Largely unchanged since the Soviet period, the Ukrainian penitentiary system is infamous for its dire conditions.
Pro-Western Ukrainian authorities launched efforts to reform the creaking infrastructure two years ago, but the project has stalled largely because of a lack of funding.
“A prison is not a cognac, it does not improve with age,“ deputy justice minister Denys Chernyshov said of Lukyanivska, which has a 150-year history.
Over the years it has been home to numerous high profile prisoners, including the future leader of the Soviet secret police Felix Dzerzhinsky, the filmmaker Sergei Paradzhanov and many dissidents.
More recently former Ukrainian Prime Minister Yulia Tymoshenko was also held in the women’s wing, where conditions are slightly better.

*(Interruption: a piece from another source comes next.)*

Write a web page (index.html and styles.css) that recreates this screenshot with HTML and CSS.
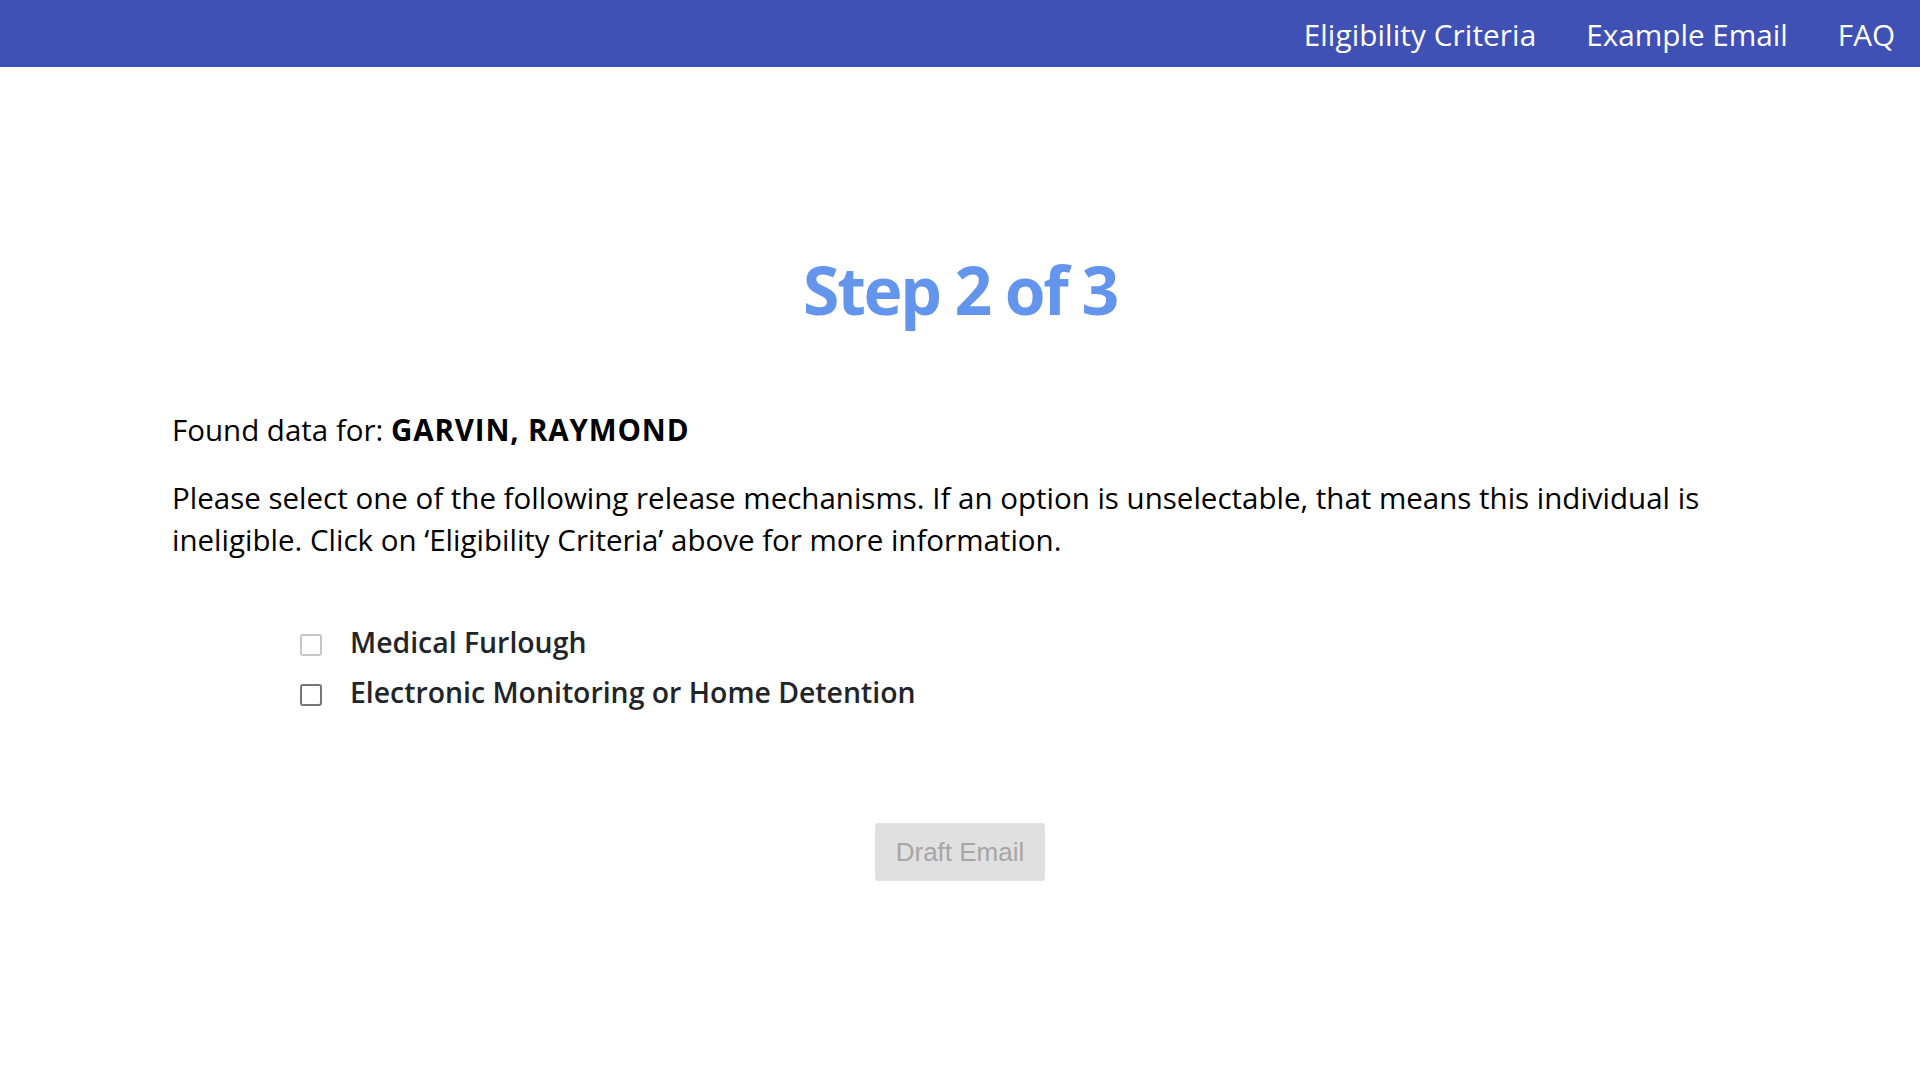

Some of the buildings in the prison complex have been renovated but the only way to improve the rest is to knock them down, Chernyshov told AFP.
“The way things are at the moment it is impossible to get rid of the mould because it has gone all the way through the walls – there is no point in trying to do a makeover,” he said.
“It is necessary to build a new building.“
With 2,500 inmates, Lukyanivska is among the worst of its kind, according to a report made this year by the Ukraine’s Ombudsman.
Kiev authorities have put the land on the market, with a view to using the funds to construct a new facility outside the capital.
But Chernyshov admits they have not yet received an offer.
Andriy Didenko, who spent eight years in Ukrainian prisons before he became the coordinator of a human rights NGO, said things are slowly improving from an extremely low base.